L’altro rovescio della medaglia sono però i danni all’ambiente, che negli ultimi anni si sarebbero moltiplicati. Ad esempio, le operazioni di estrazione nella miniera di Gyama, nella contea tibetana di Maldro Gongkar, secondo gli esperti avrebbero già inquinato in modo grave le fonti d’acqua locali. “L’estrazione in corso nelle colline superiori di Gyama per quasi due decenni ha portato al riversamento di rifiuti tossici nel fiume Gyama Shingchu, causando la morte di un gran numero di capi di bestiame – spiega un rapporto del Governo centrale tibetano in esilio, uscito dopo la frana catastrofica che a marzo 2013 ha ucciso 83 persone – Eppure gli abitanti dei villaggi nella valle dipendono da questo fiume per il loro approvvigionamento di acqua potabile e per l’irrigazione”.

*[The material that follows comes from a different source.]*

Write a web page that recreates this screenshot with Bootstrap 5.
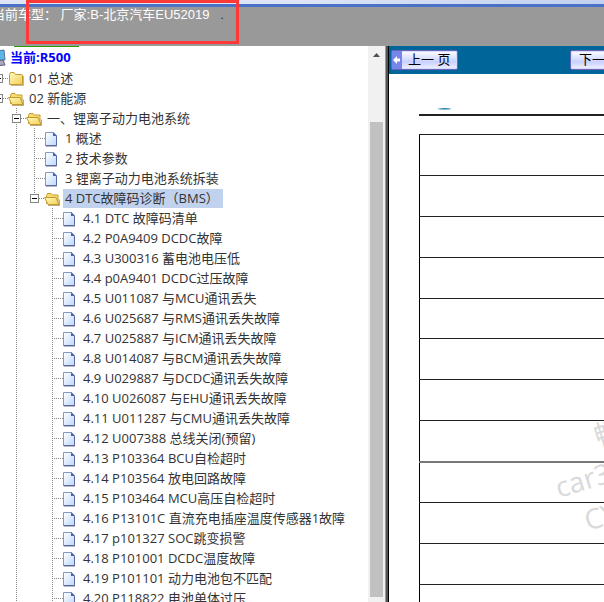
<!DOCTYPE html>
<html lang="zh-CN">
<head>
<meta charset="utf-8">
<meta name="viewport" content="width=device-width, initial-scale=1">
<title>R500</title>
<link rel="stylesheet" href="https://cdn.jsdelivr.net/npm/bootstrap@5.3.0/dist/css/bootstrap.min.css">
<style>
body { font-family: "Open Sans", "Noto Sans CJK SC", sans-serif; font-size: 13px; color: #333; }
.defs { width: 0; height: 0; }
.window-edge { height: 7px; background: linear-gradient(90deg, #dce4f5, #dce4f5 50%, #c3d0ef); border-bottom: 3px solid #4a72c8; }
.model-bar { height: 39px; background: #999; color: #fff; font-family: "Liberation Sans", "Noto Sans CJK SC", sans-serif; line-height: 16px; }
.model-text { margin-left: -8px; white-space: pre; }
.model-text span { color: #333; }
.callout { left: 26px; top: 0; width: 213px; height: 44px; border: 3px solid #ff3838; z-index: 2; }
.tree-frame { flex: 0 0 385px; }
.green-rule { height: 1px; width: 65px; margin-left: 14px; background: #390; }
.tree-root { margin-left: -12px; height: 21px; color: #00f; font-weight: 700; }
.tree-root svg { width: 20px; height: 20px; margin-right: 2px; }
.tree ul, ul.tree { list-style: none; margin: 0; padding: 0; }
ul.tree { margin-left: -2px; }
.tree ul { margin-left: 18px; }
.tree li { background: repeating-linear-gradient(#888 0 1px, transparent 1px 2px) 0 0 / 1px 100% no-repeat; }
.tree li.last { background-size: 1px 10px; }
.node { height: 20px; white-space: nowrap; }
.node a { color: #333; text-decoration: none; padding: 0 3px; line-height: 19px; }
.node a.picked { background: #c1d2ee; margin-left: 1px; padding: 0 4px 0 2px; }
.node svg { width: 16px; height: 20px; flex: none; margin-right: 2px; }
.dots { height: 1px; flex: none; background: repeating-linear-gradient(90deg, #888 0 1px, transparent 1px 2px); width: 5px; }
.leaf .dots { width: 11px; }
.leaf svg { margin-right: 1px; }
.toggle { width: 9px; height: 9px; margin: 0 0 0 -4px; border: 1px solid #848484; background: linear-gradient(#000, #000) center / 5px 1px no-repeat #fff; padding: 0; flex: none; }
.scroll-track { flex: 0 0 17px; background: #f1f1f1; padding-bottom: 5px; }
.scroll-up { height: 17px; border: 0; background: none; padding: 0; line-height: 0; }
.scroll-thumb { background: #c1c1c1; margin: 59px 2px 0; }
.splitter { flex: 0 0 4px; background: linear-gradient(90deg, #999 0 1px, #555 1px 3px, #000 3px); }
.pager { height: 28px; background: #069; padding: 3px 2px; }
.page-btn { height: 20px; width: 67px; flex: none; border: 1px solid #6666bb; border-radius: 2px; padding: 0; color: #000; background: linear-gradient(#fff, #c8d0ff 60%, #f0f2ff); font: 400 13px/16px "Liberation Sans", "Noto Sans CJK SC", sans-serif; box-shadow: 0 0 0 1px #d7dcff inset; white-space: pre; }
.page-btn svg { width: 10px; height: 18px; flex: none; }
.page-btn span { padding-left: 6px; }
.page-btn.next { margin-left: 112px; }
.page-btn.next span { padding-left: 8px; }
.sheet { padding: 33px 0 0 30px; }
.logo-arc { width: 18px; height: 4px; margin-left: 17px; }
.sheet hr { margin: 3px 0 18px; border-top: 2px solid #222; opacity: 1; }
.grid-sheet { width: 100%; border-collapse: collapse; border-left: 1px solid #000; }
.grid-sheet td { height: 41px; border-top: 1px solid #222; padding: 0; }
.grid-sheet tr.short td { height: 40px; }
.grid-sheet tr.thick td { border-top: 2px solid #777; }
.watermark { right: 0; top: 360px; width: 60px; height: 150px; }
.watermark text { font: 28px "Open Sans", "Noto Sans CJK SC", sans-serif; fill: #d9d9d9; }
</style>
<script src="https://cdn.jsdelivr.net/npm/bootstrap@5.3.0/dist/js/bootstrap.bundle.min.js"></script>
</head>
<body class="vh-100 overflow-hidden d-flex flex-column">
<svg class="defs position-absolute" aria-hidden="true">
  <defs>
    <linearGradient id="gold" x1="0" y1="0" x2="1" y2="1"><stop offset="0" stop-color="#fff9c0"/><stop offset="1" stop-color="#f2cf55"/></linearGradient>
    <linearGradient id="paper" x1="0" y1="0" x2="1" y2="1"><stop offset="0" stop-color="#fff"/><stop offset="1" stop-color="#bcd8fb"/></linearGradient>
  </defs>
  <symbol id="closed" viewBox="0 0 16 20"><path d="M1.500 16.500h13V7.500q0-1-1-1H7.500l-1.500-2h-3.500l-1 2z" fill="url(#gold)" stroke="#c49a2c"/><path d="M3 17.500h12.500V8" fill="none" stroke="#8f7030" stroke-opacity=".5"/></symbol>
  <symbol id="opened" viewBox="0 0 16 20"><path d="M2.500 15.500V7.500l1-2h3.500l1.500 1.500h5.500v8z" fill="#f6dc70" stroke="#c49a2c"/><path d="M.5 9.500h11.500l3 7H4z" fill="url(#gold)" stroke="#c49a2c"/><path d="M4 17.500h11.500v-6" fill="none" stroke="#8f7030" stroke-opacity=".6"/></symbol>
  <symbol id="page" viewBox="0 0 16 20"><path d="M.5 4.500h8l3 3v10H.5z" fill="url(#paper)" stroke="#8498c8"/><path d="M8 4v4h4z" fill="#4a66b0"/><path d="M11.500 8v9.500H.5" fill="none" stroke="#5a68a0"/><path d="M1 18.500h11" stroke="#b8b8c8"/></symbol>
</svg>

<div class="callout position-absolute"></div>
<div class="window-edge flex-shrink-0"></div>
<header class="model-bar flex-shrink-0"><div class="model-text">当前车型： 厂家:B-北京汽车EU52019   <span>.</span></div></header>

<main class="d-flex flex-fill overflow-hidden">
  <nav class="tree-frame d-flex overflow-hidden">
    <div class="flex-fill overflow-hidden">
      <div class="green-rule"></div>
      <div class="tree-root d-flex align-items-center">
        <svg viewBox="0 0 20 20"><path d="M2 4l14-2 1 10-14 1z" fill="#58b6e8" stroke="#58709c"/><path d="M8 13l7-1 2 5-10 1z" fill="#aaa7bd" stroke="#626079"/></svg>
        <span>当前:R500</span>
      </div>
      <ul class="tree">
        <li><div class="node d-flex align-items-center"><button class="toggle" aria-label="展开"></button><i class="dots"></i><svg><use href="#closed"/></svg><a href="#">01 总述</a></div></li>
        <li><div class="node d-flex align-items-center"><button class="toggle" aria-label="收起"></button><i class="dots"></i><svg><use href="#opened"/></svg><a href="#">02 新能源</a></div>
          <ul>
            <li><div class="node d-flex align-items-center"><button class="toggle" aria-label="收起"></button><i class="dots"></i><svg><use href="#opened"/></svg><a href="#">一、锂离子动力电池系统</a></div>
              <ul>
                <li><div class="node leaf d-flex align-items-center"><i class="dots"></i><svg><use href="#page"/></svg><a href="#">1 概述</a></div></li>
                <li><div class="node leaf d-flex align-items-center"><i class="dots"></i><svg><use href="#page"/></svg><a href="#">2 技术参数</a></div></li>
                <li><div class="node leaf d-flex align-items-center"><i class="dots"></i><svg><use href="#page"/></svg><a href="#">3 锂离子动力电池系统拆装</a></div></li>
                <li class="last"><div class="node d-flex align-items-center"><button class="toggle" aria-label="收起"></button><i class="dots"></i><svg><use href="#opened"/></svg><a class="picked" href="#">4 DTC故障码诊断（BMS）</a></div>
                  <ul>
                    <li><div class="node leaf d-flex align-items-center"><i class="dots"></i><svg><use href="#page"/></svg><a href="#">4.1 DTC 故障码清单</a></div></li>
                    <li><div class="node leaf d-flex align-items-center"><i class="dots"></i><svg><use href="#page"/></svg><a href="#">4.2 P0A9409 DCDC故障</a></div></li>
                    <li><div class="node leaf d-flex align-items-center"><i class="dots"></i><svg><use href="#page"/></svg><a href="#">4.3 U300316 蓄电池电压低</a></div></li>
                    <li><div class="node leaf d-flex align-items-center"><i class="dots"></i><svg><use href="#page"/></svg><a href="#">4.4 p0A9401 DCDC过压故障</a></div></li>
                    <li><div class="node leaf d-flex align-items-center"><i class="dots"></i><svg><use href="#page"/></svg><a href="#">4.5 U011087 与MCU通讯丢失</a></div></li>
                    <li><div class="node leaf d-flex align-items-center"><i class="dots"></i><svg><use href="#page"/></svg><a href="#">4.6 U025687 与RMS通讯丢失故障</a></div></li>
                    <li><div class="node leaf d-flex align-items-center"><i class="dots"></i><svg><use href="#page"/></svg><a href="#">4.7 U025887 与ICM通讯丢失故障</a></div></li>
                    <li><div class="node leaf d-flex align-items-center"><i class="dots"></i><svg><use href="#page"/></svg><a href="#">4.8 U014087 与BCM通讯丢失故障</a></div></li>
                    <li><div class="node leaf d-flex align-items-center"><i class="dots"></i><svg><use href="#page"/></svg><a href="#">4.9 U029887 与DCDC通讯丢失故障</a></div></li>
                    <li><div class="node leaf d-flex align-items-center"><i class="dots"></i><svg><use href="#page"/></svg><a href="#">4.10 U026087 与EHU通讯丢失故障</a></div></li>
                    <li><div class="node leaf d-flex align-items-center"><i class="dots"></i><svg><use href="#page"/></svg><a href="#">4.11 U011287 与CMU通讯丢失故障</a></div></li>
                    <li><div class="node leaf d-flex align-items-center"><i class="dots"></i><svg><use href="#page"/></svg><a href="#">4.12 U007388 总线关闭(预留)</a></div></li>
                    <li><div class="node leaf d-flex align-items-center"><i class="dots"></i><svg><use href="#page"/></svg><a href="#">4.13 P103364 BCU自检超时</a></div></li>
                    <li><div class="node leaf d-flex align-items-center"><i class="dots"></i><svg><use href="#page"/></svg><a href="#">4.14 P103564 放电回路故障</a></div></li>
                    <li><div class="node leaf d-flex align-items-center"><i class="dots"></i><svg><use href="#page"/></svg><a href="#">4.15 P103464 MCU高压自检超时</a></div></li>
                    <li><div class="node leaf d-flex align-items-center"><i class="dots"></i><svg><use href="#page"/></svg><a href="#">4.16 P13101C 直流充电插座温度传感器1故障</a></div></li>
                    <li><div class="node leaf d-flex align-items-center"><i class="dots"></i><svg><use href="#page"/></svg><a href="#">4.17 p101327 SOC跳变损警</a></div></li>
                    <li><div class="node leaf d-flex align-items-center"><i class="dots"></i><svg><use href="#page"/></svg><a href="#">4.18 P101001 DCDC温度故障</a></div></li>
                    <li><div class="node leaf d-flex align-items-center"><i class="dots"></i><svg><use href="#page"/></svg><a href="#">4.19 P101101 动力电池包不匹配</a></div></li>
                    <li><div class="node leaf d-flex align-items-center"><i class="dots"></i><svg><use href="#page"/></svg><a href="#">4.20 P118822 电池单体过压</a></div></li>
                  </ul>
                </li>
              </ul>
            </li>
          </ul>
        </li>
      </ul>
    </div>
    <div class="scroll-track d-flex flex-column">
      <button class="scroll-up" aria-label="向上滚动"><svg width="17" height="17"><path d="M5 11l3.500-4 3.500 4z" fill="#505050"/></svg></button>
      <div class="scroll-thumb flex-fill"></div>
    </div>
  </nav>
  <div class="splitter"></div>
  <section class="flex-fill overflow-hidden position-relative">
    <div class="pager d-flex align-items-center">
      <button class="page-btn d-flex align-items-center"><svg viewBox="0 0 10 18"><path d="M0 0h10v18H0z" fill="#7784ea"/><path d="M1 9l4-4v2.500h3v3H5V13z" fill="#fff"/></svg><span>上一 页</span></button>
      <button class="page-btn next d-flex align-items-center"><span>下一 页</span></button>
    </div>
    <div class="sheet">
      <svg class="logo-arc d-block" viewBox="0 0 18 4"><path d="M1 2q8-2 15 0-7 1-15 0z" fill="#2585a8"/></svg>
      <hr>
      <table class="grid-sheet" aria-label="故障码">
        <tbody>
          <tr><td></td></tr><tr><td></td></tr><tr><td></td></tr><tr><td></td></tr>
          <tr class="short"><td></td></tr><tr><td></td></tr><tr><td></td></tr><tr><td></td></tr>
          <tr class="thick"><td></td></tr><tr><td></td></tr><tr><td></td></tr><tr><td></td></tr>
        </tbody>
      </table>
    </div>
    <svg class="watermark position-absolute" viewBox="0 0 60 150">
      <text transform="translate(54 41) rotate(-17)">畅</text>
      <text transform="translate(15 92) rotate(-17)">car3</text>
      <text transform="translate(44 125) rotate(-17)">CY</text>
    </svg>
  </section>
</main>
</body>
</html>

La situazione non è molto diversa in altre parti del Tibet dove le miniere cinesi sono in funzione, e non bisogna dimenticare che, al problema dell’inquinamento da scarichi, c’è quello derivante dalla costruzione di enormi dighe che deviano i corsi d’acqua principali, e che non fanno che esacerbare le relazioni di Pechino con la popolazione locale. Senza contare il numero record di sfollati tibetani nella loro stessa patria, paradossalmente nel contesto delle politiche cinesi di conservazione dell’ecosistema della regione (per i cinesi, infatti, sarebbero proprio i pastori locali ad aver rovinato le terre e i pascoli). I funzionari tibetani a Dharamashala, in India, che ospita la sede in esilio del Dalai Lama, dicono che tra 1,5 e due milioni di tibetani sono stati mandati via dalle loro terre pastorali mentre, appunto, le miniere d’oro e di rame si sono moltiplicate.
Inutile dire che le minacce contro qualsiasi tipo di resistenza e opposizione non si sono fatte attendere. “I tibetani che sono riusciti a scappare – spiegano alla Bbc i funzionari del governo in esilio – ci hanno raccontato che le autorità cinesi giravano per le strade con un altoparlante montato sul veicolo, avvertendo tutti che qualsiasi protesta contro le miniere sarebbe stata vista come una protesta contro lo Stato, dato che la Cina ha bisogno di risorse naturali per il suo sviluppo”. I soldati cinesi sono inoltre andati casa per casa costringendo i locali a firmare dei documenti con la promessa che non avrebbero protestato. Promessa che in molti, nonostante le minacce, hanno deciso di non mantenere. Nel mese di agosto, infatti, gli scontri tra polizia e manifestanti tibetani presso i siti minerari cinesi nella vicina provincia di Qinghai hanno portato a decine di feriti e molti arresti. Ed è di poco tempo fa la notizia della condanna a oltre 13 anni di prigione di tre tibetani, compreso il cantante e attivista Trinley Tsekar, per aver partecipato alle manifestazioni contro le attività minerarie cinesi presso la montagna di Naglha Dzambha, considerata sacra dai tibetani dell’area di Driru. E questo solo in tempi recenti.
La situazione, infatti, si è da tempo fatta talmente grave che secondo il Dalai Lama l’attenzione della comunità internazionale dovrebbe essere incentrata, piuttosto che sulla situazione politica, sulle tematiche ambientali in Tibet per i prossimi 5-10 anni (si tratterebbe di una dichiarazione fatta all’ambasciatore americano in India nel 2009 e diffusa da Wikileaks): “Lo scioglimento dei ghiacciai, la deforestazione e l’acqua sempre più inquinata dalle attività estrattive sono problemi che non possono attendere” avrebbe detto il leader spirituale tibetano.
Il ché genera però un dilemma: com’è possibile ottenere un progresso significativo nei diritti ambientali senza gli altri diritti fondamentali? Senza l’accesso all’informazione, la libertà di parola, la libertà di riunione, il diritto alla salute? Tutte cose che il governo cinese sta violando in toto, e se le leggi di tutela ambientale ci sono, ciò che manca è la loro applicazione, così come la responsabilità che deriva dal rispetto di tutti i diritti umani fondamentali.